_SET EXERCISE_
Retype the opening lines of the listing below, ending with the line that contains "const Req = ()", and leave out any pictures.

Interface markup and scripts
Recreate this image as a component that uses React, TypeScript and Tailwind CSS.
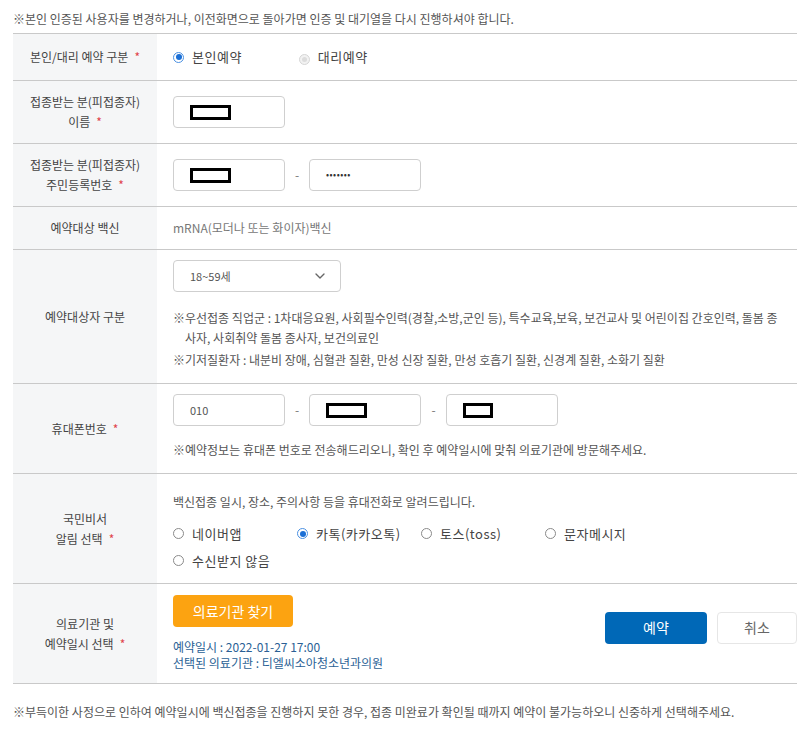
import { ChevronDown } from 'lucide-react';

const font = { fontFamily: '"Noto Sans CJK KR", "Noto Sans", sans-serif' };

const Req = () => <span className="ml-1.5 text-[#e0434a]">*</span>;

const Radio = ({ checked, disabled }: { checked?: boolean; disabled?: boolean }) => (
    <span
        className={
            'inline-flex items-center justify-center w-[11px] h-[11px] rounded-full border ' +
            (checked ? 'border-[#4a90e2] bg-white' : disabled ? 'border-[#d6d6d6] bg-[#f2f2f2]' : 'border-[#8a8a8a] bg-white')
        }
    >
        {checked && <span className="w-[6px] h-[6px] rounded-full bg-[#1a6fd6]" />}
        {disabled && <span className="w-[5px] h-[5px] rounded-full bg-[#dcdcdc]" />}
    </span>
);

const Redact = ({ w = 41 }: { w?: number }) => (
    <span className="inline-block h-[15px] border-[3px] border-black bg-white" style={{ width: w }} />
);

const Box = ({ children }: { children?: React.ReactNode }) => (
    <div className="w-[112px] h-[32px] rounded border border-[#cfcfcf] bg-white flex items-center px-4 text-[11px] text-[#555]">
        {children}
    </div>
);

const Row = ({ label, h, children, center = true }: { label: React.ReactNode; h: string; children: React.ReactNode; center?: boolean }) => (
    <div className={'flex border-b border-[#c9c9c9] ' + h}>
        <div className="w-[144px] shrink-0 bg-[#f5f6f7] flex items-center justify-center text-center text-[12px] leading-[20px] text-[#444]">
            <div>{label}</div>
        </div>
        <div className={'flex-1 pl-4 text-[12px] text-[#555] ' + (center ? 'flex items-center' : '')}>{children}</div>
    </div>
);

export default function App() {
    return (
        <div className="w-[812px] h-[741px] bg-white" style={font}>
            <div className="pt-[10px] pl-[13px] text-[12px] leading-[18px] text-[#555]">
                ※본인 인증된 사용자를 변경하거나, 이전화면으로 돌아가면 인증 및 대기열을 다시 진행하셔야 합니다.
            </div>
            <div className="ml-[13px] mr-[15px] mt-[5px] border-t border-[#c9c9c9]">
                <Row label={<>본인/대리 예약 구분<Req /></>} h="h-[47px]">
                    <div className="flex items-center text-[13px] tracking-[0.5px]">
                        <Radio checked />
                        <span className="ml-2 text-[#444]">본인예약</span>
                        <span className="ml-[57px]"><Radio disabled /></span>
                        <span className="ml-2 text-[#444]">대리예약</span>
                    </div>
                </Row>
                <Row label={<>접종받는 분(피접종자)<br />이름<Req /></>} h="h-[63px]">
                    <Box><Redact /></Box>
                </Row>
                <Row label={<>접종받는 분(피접종자)<br />주민등록번호<Req /></>} h="h-[63px]">
                    <div className="flex items-center">
                        <Box><Redact /></Box>
                        <span className="w-[24px] text-center text-[#777]">-</span>
                        <Box><span className="text-[9px] tracking-[0.5px] text-[#333]">•••••••</span></Box>
                    </div>
                </Row>
                <Row label="예약대상 백신" h="h-[43px]">
                    <span className="text-[#777]">mRNA(모더나 또는 화이자)백신</span>
                </Row>
                <Row label="예약대상자 구분" h="h-[134px]" center={false}>
                    <div className="pt-[10px]">
                        <div className="w-[168px] h-[32px] rounded border border-[#cfcfcf] flex items-center justify-between pl-4 pr-3 text-[11px] text-[#555]">
                            <span>18~59세</span>
                            <ChevronDown className="w-4 h-4 text-[#666]" strokeWidth={2} />
                        </div>
                        <div className="mt-[16px] text-[12px] leading-[20px] text-[#555] pr-4">
                            <div className="pl-3 -indent-3">※우선접종 직업군 : 1차대응요원, 사회필수인력(경찰,소방,군인 등), 특수교육,보육, 보건교사 및 어린이집 간호인력, 돌봄 종사자, 사회취약 돌봄 종사자, 보건의료인</div>
                            <div className="mt-[2px]">※기저질환자 : 내분비 장애, 심혈관 질환, 만성 신장 질환, 만성 호흡기 질환, 신경계 질환, 소화기 질환</div>
                        </div>
                    </div>
                </Row>
                <Row label={<>휴대폰번호<Req /></>} h="h-[90px]" center={false}>
                    <div className="pt-[10px]">
                        <div className="flex items-center">
                            <Box>010</Box>
                            <span className="w-[24px] text-center text-[#777]">-</span>
                            <Box><Redact /></Box>
                            <span className="w-[25px] text-center text-[#777]">-</span>
                            <Box><Redact w={30} /></Box>
                        </div>
                        <div className="mt-[15px] text-[#555]">
                            ※예약정보는 휴대폰 번호로 전송해드리오니, 확인 후 예약일시에 맞춰 의료기관에 방문해주세요.
                        </div>
                    </div>
                </Row>
                <Row label={<>국민비서<br />알림 선택<Req /></>} h="h-[110px]" center={false}>
                    <div className="pt-[19px] text-[#444]">
                        <div className="text-[#555]">백신접종 일시, 장소, 주의사항 등을 휴대전화로 알려드립니다.</div>
                        <div className="mt-[13px] grid grid-cols-[124px_124px_124px_124px] items-center text-[13px] tracking-[0.5px]">
                            <div className="flex items-center"><Radio /><span className="ml-2">네이버앱</span></div>
                            <div className="flex items-center"><Radio checked /><span className="ml-2">카톡(카카오톡)</span></div>
                            <div className="flex items-center"><Radio /><span className="ml-2">토스(toss)</span></div>
                            <div className="flex items-center"><Radio /><span className="ml-2">문자메시지</span></div>
                        </div>
                        <div className="mt-[7px] flex items-center text-[13px] tracking-[0.5px]"><Radio /><span className="ml-2">수신받지 않음</span></div>
                    </div>
                </Row>
                <Row label={<>의료기관 및<br />예약일시 선택<Req /></>} h="h-[100px]" center={false}>
                    <div className="flex h-full">
                        <div className="pt-[11px]">
                            <button className="w-[120px] h-[32px] rounded bg-[#fca311] text-white text-[14px]">의료기관 찾기</button>
                            <div className="mt-[12px] text-[12px] leading-[16px] text-[#2a5f95]">
                                <div>예약일시 : 2022-01-27 17:00</div>
                                <div>선택된 의료기관 : 티엘씨소아청소년과의원</div>
                            </div>
                        </div>
                        <div className="ml-auto flex items-center gap-[10px] pb-[12px]">
                            <button className="w-[102px] h-[32px] rounded-sm bg-[#0068b7] text-white text-[14px]">예약</button>
                            <button className="w-[80px] h-[32px] rounded-sm border border-[#e6e6e6] bg-white text-[#666] text-[14px]">취소</button>
                        </div>
                    </div>
                </Row>
            </div>
            <div className="mt-[19px] pl-[13px] text-[12px] text-[#555]">
                ※부득이한 사정으로 인하여 예약일시에 백신접종을 진행하지 못한 경우, 접종 미완료가 확인될 때까지 예약이 불가능하오니 신중하게 선택해주세요.
            </div>
        </div>
    );
}
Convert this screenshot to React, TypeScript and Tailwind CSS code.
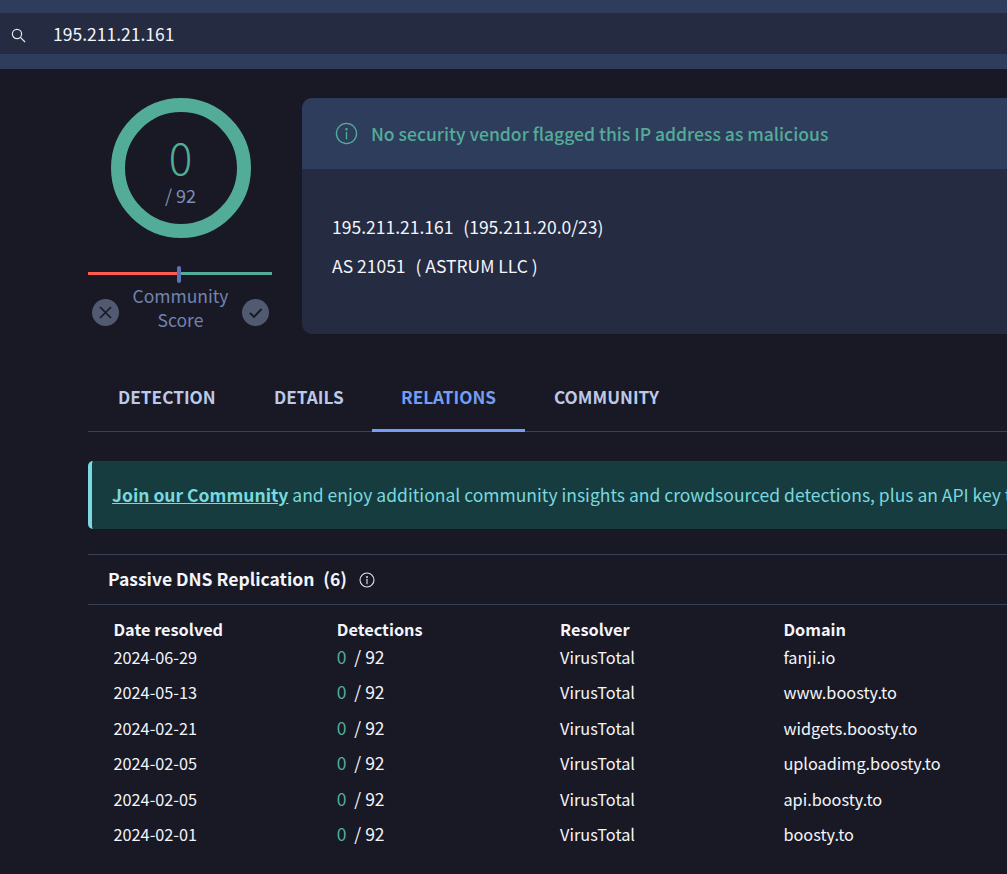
import React from "react";

const rows = [
  ["2024-06-29", "fanji.io"],
  ["2024-05-13", "www.boosty.to"],
  ["2024-02-21", "widgets.boosty.to"],
  ["2024-02-05", "uploadimg.boosty.to"],
  ["2024-02-05", "api.boosty.to"],
  ["2024-02-01", "boosty.to"],
];

const font = { fontFamily: '"Noto Sans CJK JP", "Noto Sans", sans-serif' };

function InfoIcon({ size, color, sw }: { size: number; color: string; sw: number }) {
  return (
    <svg width={size} height={size} viewBox="0 0 24 24" fill="none" stroke={color} strokeWidth={sw}>
      <circle cx="12" cy="12" r="10.5" />
      <path d="M12 11v6.5" strokeLinecap="round" />
      <circle cx="12" cy="7.5" r="0.6" fill={color} />
    </svg>
  );
}

export default function App() {
  return (
    <div className="w-[1007px] h-[874px] overflow-hidden bg-[#181925] text-white" style={font}>
      <div className="pt-[13px] pb-[15px] bg-[#2e3d5c]">
        <div className="h-[41px] bg-[#252c42] flex items-center">
          <svg className="ml-[11px]" width="16" height="18" viewBox="0 0 16 18" fill="none" stroke="#e5e7eb" strokeWidth="1.2">
            <circle cx="6" cy="9" r="4.6" />
            <path d="M9.4 12.4 L14 17" />
          </svg>
          <span className="ml-[26px] text-[17.5px] leading-none text-[#f3f5fa]">195.211.21.161</span>
        </div>
      </div>

      <div className="pl-[88px]">
        <div className="flex pt-[29px]">
          <div className="w-[184px] shrink-0 flex flex-col items-center">
            <div className="ml-[1px] w-[140px] h-[140px] rounded-full border-[14px] border-[#53ac97] flex flex-col items-center">
              <div className="mt-[22px] text-[44px] leading-[44px] font-light text-[#53ac97]">0</div>
              <div className="mt-[7px] text-[18px] leading-[20px] text-[#7f8db8]">/ 92</div>
            </div>
            <div className="relative w-[184px] h-[3px] mt-[34px] flex">
              <div className="w-1/2 bg-[#ff5a50]" />
              <div className="w-1/2 bg-[#53ac97]" />
              <div className="absolute left-[89px] top-[-6px] w-[4px] h-[17px] rounded-[2px] bg-[#5a74b5]" />
            </div>
            <div className="w-[184px] mt-[10px] flex justify-between pl-[4px] pr-[3px]">
              <div className="mt-[14px] w-[27px] h-[27px] rounded-full bg-[#515a70] flex items-center justify-center">
                <svg width="15" height="15" viewBox="0 0 15 15" stroke="#181925" strokeWidth="1.7" fill="none"><path d="M2 2 L13 13 M13 2 L2 13" /></svg>
              </div>
              <div className="mt-[-1px] text-center text-[17.5px] leading-[24px] text-[#7483ae]">Community<br />Score</div>
              <div className="mt-[14px] w-[27px] h-[27px] rounded-full bg-[#515a70] flex items-center justify-center">
                <svg width="15" height="15" viewBox="0 0 15 15" stroke="#181925" strokeWidth="1.9" fill="none"><path d="M2 8 L6 12 L13.5 4" /></svg>
              </div>
            </div>
          </div>

          <div className="ml-[30px] w-[800px] h-[236px] shrink-0 rounded-l-[10px] overflow-hidden bg-[#252c42]">
            <div className="h-[71px] bg-[#2e3d5c] flex items-center pl-[33px]">
              <InfoIcon size={23} color="#53ac97" sw={1.4} />
              <span className="ml-[13px] mt-[2px] text-[17.55px] font-medium text-[#53ac97]">No security vendor flagged this IP address as malicious</span>
            </div>
            <div className="pl-[30px] pt-[42px] text-[17.5px] text-[#f3f5fa]">
              <div className="leading-[32px] whitespace-pre">195.211.21.161  <span className="ml-[2px]">(195.211.20.0/23)</span></div>
              <div className="leading-[32px] mt-[7px] whitespace-pre">AS 21051  <span className="ml-[2px]">( ASTRUM LLC )</span></div>
            </div>
          </div>
        </div>

        <div className="mt-[39px] h-[59px] flex border-b border-[#3a4156] relative text-[17.2px] font-bold text-[#bcc9e8]">
          <div className="w-[157px] pl-[30px] pt-[9px] leading-[30px]">DETECTION</div>
          <div className="w-[127px] pl-[29px] pt-[9px] leading-[30px]">DETAILS</div>
          <div className="w-[153px] h-[59px] pt-[9px] leading-[30px] text-center border-b-[3px] border-[#759df3] text-[#759df3]">RELATIONS</div>
          <div className="pl-[29px] pt-[9px] leading-[30px]">COMMUNITY</div>
        </div>

        <div className="mt-[29px] h-[68px] w-[930px] rounded-l-[5px] bg-[#163c40] border-l-[4px] border-[#7ad8de] flex items-center pl-[20px] text-[17.5px] text-[#7ad8de] whitespace-nowrap overflow-hidden">
          <a className="font-bold underline">Join our Community</a>
          <span>&nbsp;and enjoy additional community insights and crowdsourced detections, plus an API key to automate checks.</span>
        </div>

        <div className="mt-[25px] h-[51px] border-y border-[#3a4156] flex items-center pl-[20px] font-bold text-[17.5px] text-[#f3f5fa]">
          <span className="whitespace-pre">Passive DNS Replication  <span className="ml-[1px]">(6)</span></span>
          <span className="ml-[12px] flex"><InfoIcon size={16} color="#e5e7eb" sw={1.6} /></span>
        </div>

        <div className="pl-[25.5px] pt-[11px] text-[16.3px] text-[#f3f5fa]">
          <div className="grid grid-cols-[223.3px_223.3px_223.3px_1fr] h-[28px] leading-[27px] font-bold">
            <div>Date resolved</div><div>Detections</div><div>Resolver</div><div>Domain</div>
          </div>
          {rows.map(([d, h]) => (
            <div key={d + h} className="grid grid-cols-[223.3px_223.3px_223.3px_1fr] h-[35.4px] leading-[27px]">
              <div>{d}</div>
              <div className="text-[17.5px] leading-[25px]"><span className="text-[#53ac97]">0</span> &nbsp;/ 92</div>
              <div>VirusTotal</div>
              <div>{h}</div>
            </div>
          ))}
        </div>
      </div>
    </div>
  );
}
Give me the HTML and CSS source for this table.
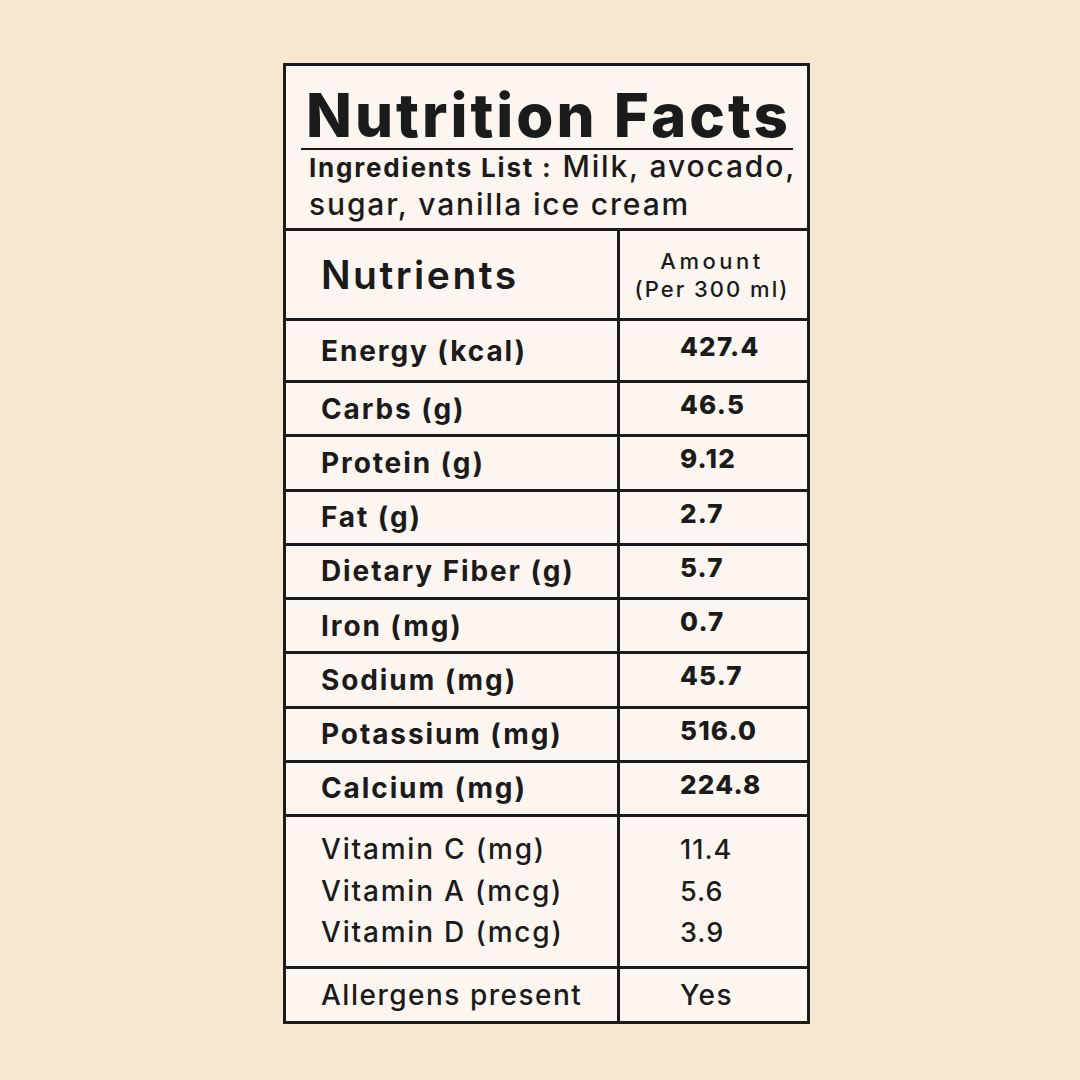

_ANSWER TO THE EXERCISE_
Recreate this image as a component that uses React, TypeScript and Tailwind CSS.
import { ChevronDown } from 'lucide-react';

const font = { fontFamily: '"Noto Sans CJK KR", "Noto Sans", sans-serif' };

const Req = () => <span className="ml-1.5 text-[#e0434a]">*</span>;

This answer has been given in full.